Collaboration figured deeply in Abloh’s work. And though this approach was often the target of his critics, it was key to his sense of Black culture and the empowerment he aimed to enable.

“So where did the taboo of collaboration come from? It came from this idea that you invent, you’re an inventor, which means you control your mind. For us, it’s ancestral. We huddle around a community. Black culture isn’t just individuals. We were forced to band together. So our traditions, our way of gathering — that’s ancestral.”

Black culture isn’t just individuals. We were forced to band together. So our traditions, our way of gathering — that’s ancestral.

“I think of the things that could go on my headstone,” he mused eerily. “Things like: he obliterated — not literally but figuratively — the idea within our culture that collaboration is pejorative, that it’s a cop-out or something.”

“The way I collaborate is very important because my whole ambition is to uplift,” he explained. “You can collaborate and be dwarfed or be taken advantage of, but what I do is create conduits that are for freedom of expression. I feel that the true work ahead for my community is to keep striving to create places that give us a free platform to express ourselves without having to compromise our integrity and vision. We must keep asking the question: how do we get to the finish line without being edited or compromised or watered down? So I make open spaces. The creative is the client. There’s no editing.”

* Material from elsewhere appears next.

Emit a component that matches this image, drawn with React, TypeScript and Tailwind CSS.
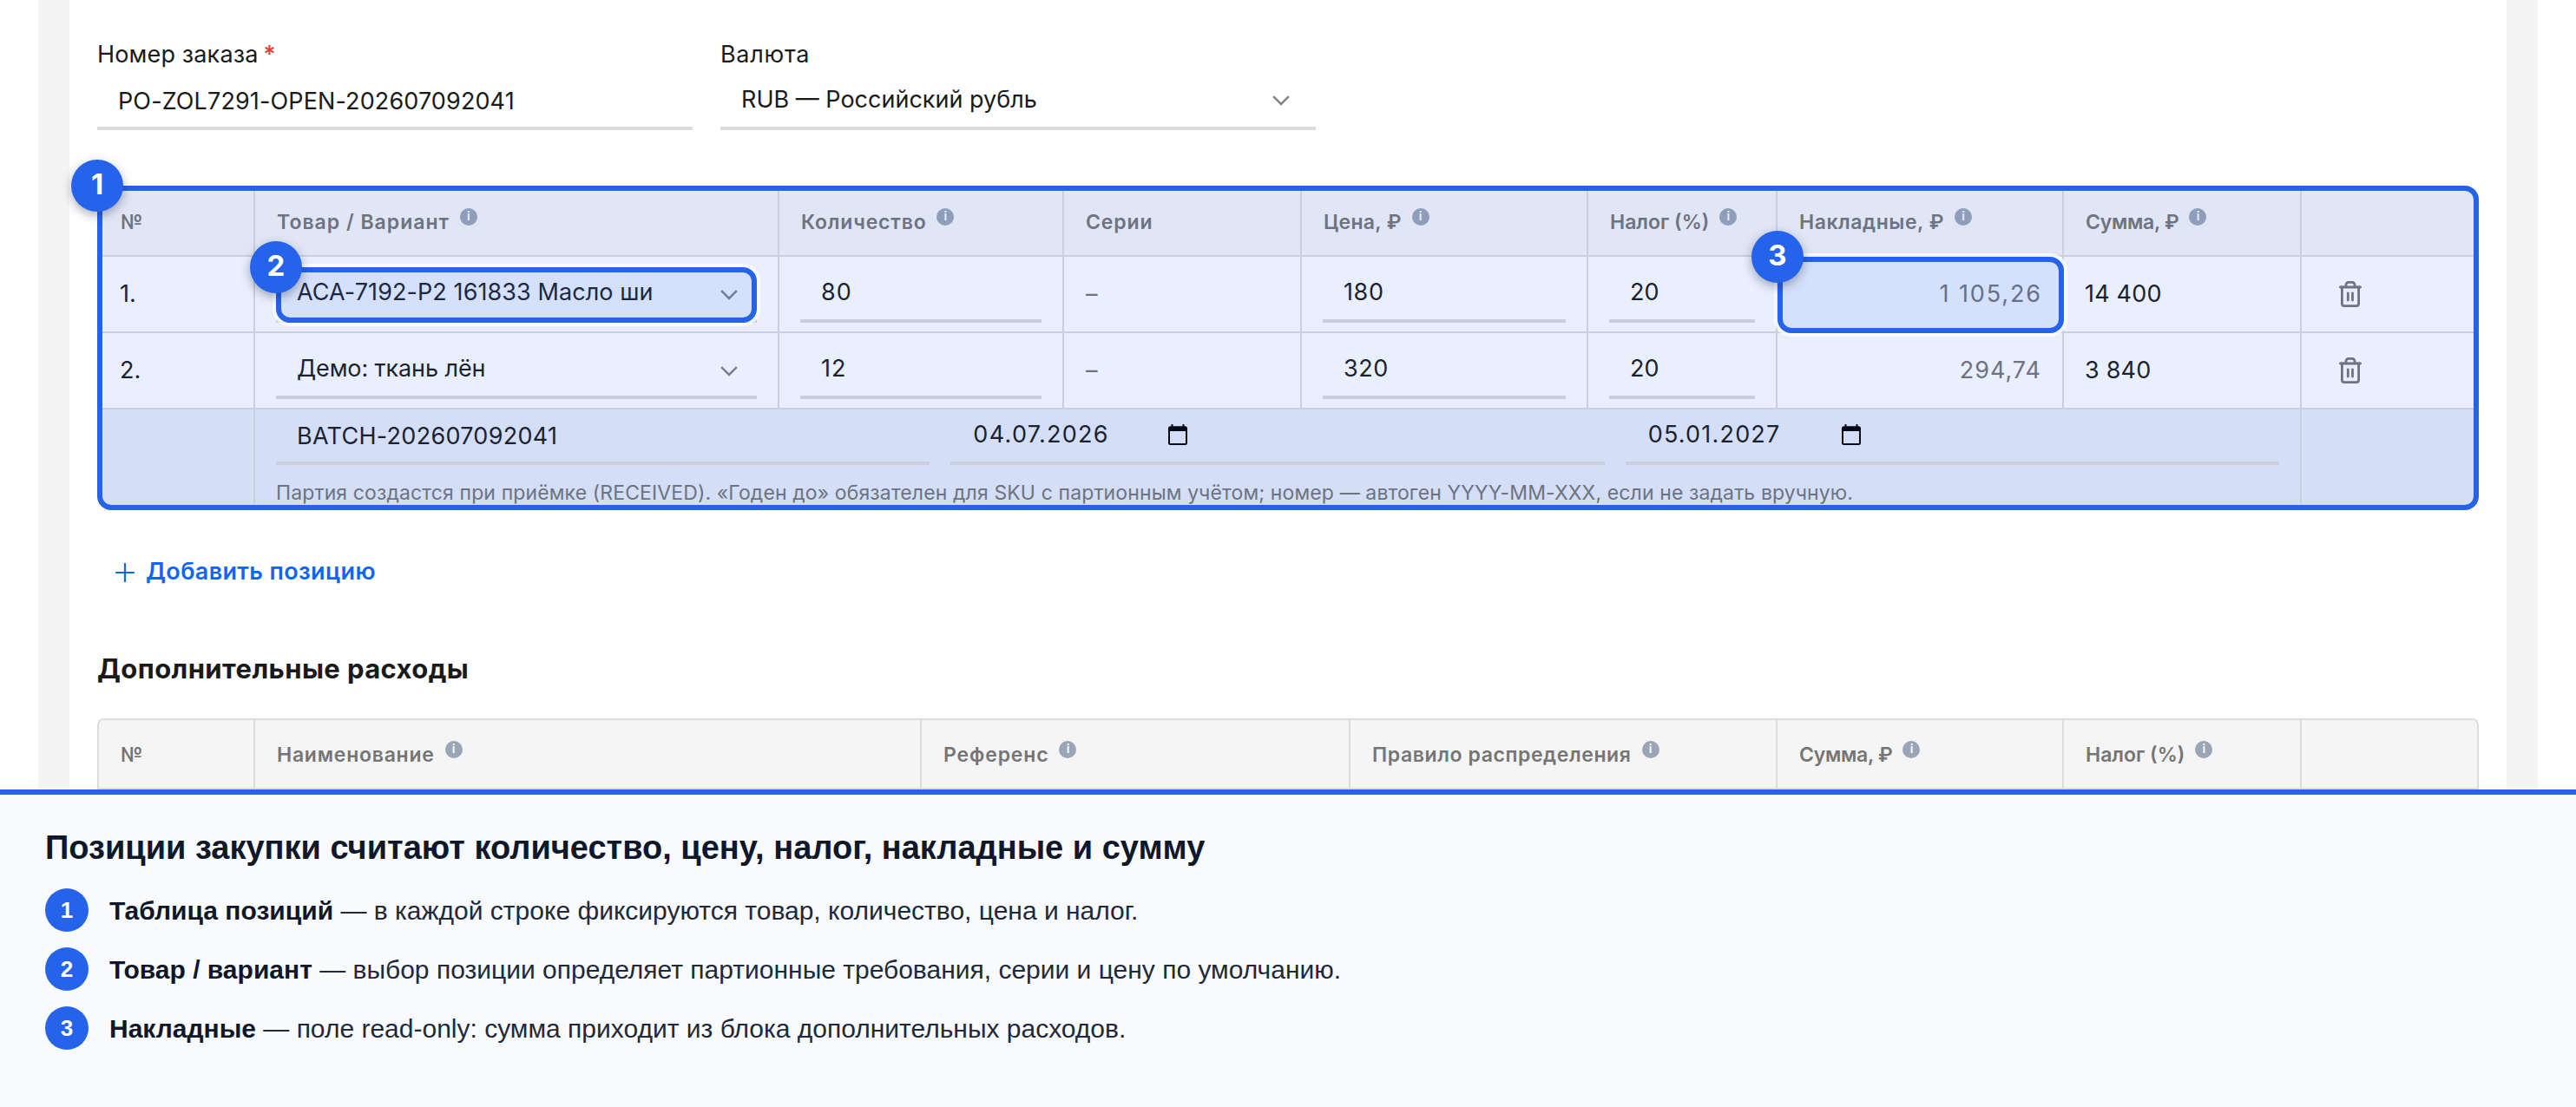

For Abloh, being the voice of a community was a personal decision that was not without its challenges. “I made the choice to be out in the middle of the street and try to progress, but there’s going to be moments that are difficult. But his mission was always about far more than himself. “You can tell I’m trying to crowd the space because I’d rather it not just be me; it’s like keep the door open, keep it cracked open and try to build a community. I’m not doing it for any sort of gold star.”